The change needs to come from the suppliers who’s value becomes more ‘organic’ and principled.  Conscious capitalism is an advancing concept and one which the banks will need to embrace – along with fund managers, insurance companies and finance providers.  Individually, financial advisers need to take responsibility for a more sustainable progression for their clients.  Happiness doesn’t come from having more money or having unlimited access to more money – it comes from having financial security and that’s an adviser’s role.

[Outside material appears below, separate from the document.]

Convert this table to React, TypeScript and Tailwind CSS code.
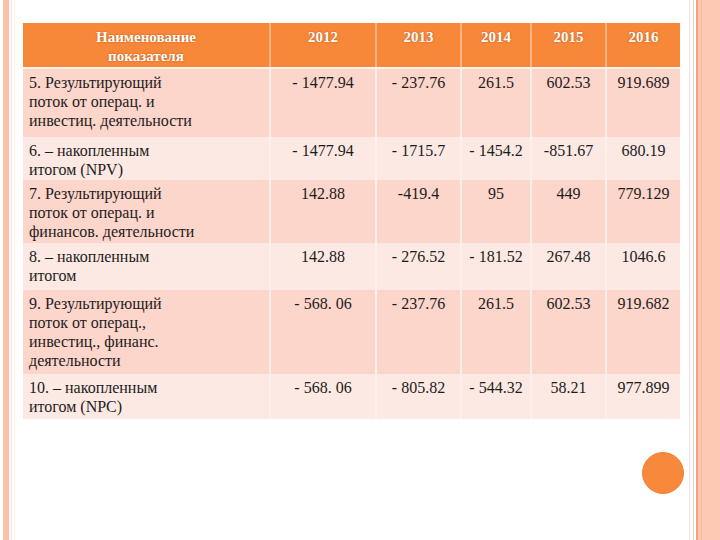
import React from "react";

const years = ["2012", "2013", "2014", "2015", "2016"];

type Row = { label: string[]; values: string[]; h: string; dark: boolean };

const rows: Row[] = [
  {
    label: ["5. Результирующий", "поток от операц. и", "инвестиц. деятельности"],
    values: ["- 1477.94", "- 237.76", "261.5", "602.53", "919.689"],
    h: "h-[68px]",
    dark: true,
  },
  {
    label: ["6. – накопленным", "итогом (NPV)"],
    values: ["- 1477.94", "- 1715.7", "- 1454.2", "-851.67", "680.19"],
    h: "h-[43px]",
    dark: false,
  },
  {
    label: ["7. Результирующий", "поток от операц. и", "финансов. деятельности"],
    values: ["142.88", "-419.4", "95", "449", "779.129"],
    h: "h-[63px]",
    dark: true,
  },
  {
    label: ["8. – накопленным", "итогом"],
    values: ["142.88", "- 276.52", "- 181.52", "267.48", "1046.6"],
    h: "h-[47px]",
    dark: false,
  },
  {
    label: ["9. Результирующий", "поток от операц.,", "инвестиц., финанс.", "деятельности"],
    values: ["- 568. 06", "- 237.76", "261.5", "602.53", "919.682"],
    h: "h-[84px]",
    dark: true,
  },
  {
    label: ["10. – накопленным", "итогом (NPC)"],
    values: ["- 568. 06", "- 805.82", "- 544.32", "58.21", "977.899"],
    h: "h-[45px]",
    dark: false,
  },
];

export default function App() {
  return (
    <div className="flex h-[540px] w-[720px] bg-white font-['Liberation_Serif','Times_New_Roman',serif] text-[#1c1c1c]">
      {/* left slide decoration */}
      <div className="flex h-full">
        <div className="w-[3px]" />
        <div className="w-[6px] bg-[#fdc1a8]" />
        <div className="w-[2px]" />
        <div className="w-[1px] bg-[#fde3d9]" />
        <div className="w-[2px]" />
        <div className="w-[1px] bg-[#fdf3dc]" />
      </div>

      {/* content */}
      <div className="flex flex-1 flex-col pl-[8px] pt-[23px]">
        <div className="w-[657px]">
          <div className="grid h-[44px] grid-cols-[246px_106px_85px_70px_75px_75px] bg-[#f7883a] font-['Liberation_Serif',serif] text-[15px] font-bold leading-[19px] text-white [text-shadow:0_0_2px_rgba(120,50,0,0.55)]">
            <div className="pt-[5px] text-center">
              Наименование
              <br />
              показателя
            </div>
            {years.map((y) => (
              <div key={y} className="border-l-2 border-[#fbb486] pt-[5px] text-center">
                {y}
              </div>
            ))}
          </div>
          <div className="h-[2px] bg-[#fff2ea]" />
          {rows.map((r, i) => (
            <div
              key={i}
              className={`grid grid-cols-[246px_106px_85px_70px_75px_75px] font-['Liberation_Serif',serif] text-[16px] leading-[19px] ${r.h} ${
                r.dark ? "bg-[#fcd5cb]" : "bg-[#fde9e3]"
              }`}
            >
              <div className="pl-[6px] pt-[4px]">
                {r.label.map((l, j) => (
                  <div key={j}>{l}</div>
                ))}
              </div>
              {r.values.map((v, j) => (
                <div key={j} className="border-l-2 border-[#fdf0ea] pt-[4px] text-center">
                  {v}
                </div>
              ))}
            </div>
          ))}
        </div>
        <div className="mt-[33px] flex justify-end pr-[5px]">
          <div className="h-[42px] w-[42px] rounded-full border border-[#e9843f] bg-[#f8883a]" />
        </div>
      </div>

      {/* right slide decoration */}
      <div className="flex h-full">
        <div className="w-[1px] bg-[#f3ddd1]" />
        <div className="w-[3px]" />
        <div className="w-[1px] bg-[#ecccbc]" />
        <div className="w-[2px]" />
        <div className="w-[2px] bg-[#f2a07f]" />
        <div className="w-[3px] bg-[#fcc7b2]" />
        <div className="w-[1px] bg-[#f8b89f]" />
        <div className="w-[18px] bg-[#fdc9b5]" />
      </div>
    </div>
  );
}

Those advisers who’s purpose becomes more aligned with clients’ real needs will not only enjoy the prosperity which comes from attracting and retaining more satisfied, organic (as in an organic society) clients, they will also achieve self fulfilment.  Not a job or a career – but a calling.

When the ‘product’ of farming was focused to productivity as opposed to the ‘market’ the end game was profit – so they piled on more fertilizer, used more water, cut down more trees and trashed the environment.  The equivalent has occurred within the urban landscape.  Whilst we may disagree with aspects of the Resource Management Act we only need a quick glance at the environmental impacts in India and China to acknowledge the need for an ‘organic’ society.

All successful investing and lifestyle sustainability is goal focused and therefore planning oriented.

All unsuccessful investing and lifestyle enjoyment is product and ‘to consume’ focused and therefore performance and perception oriented.

Living life ‘on purpose’ needs to become the goal and when it does, finances become – just a factor, and thereby non reliant on a benefactor.

 

 

The information provided in this blog is not intended to be a substitute for professional advice. You may seek appropriate personalised financial advice from a qualified professional to suit your individual circumstances.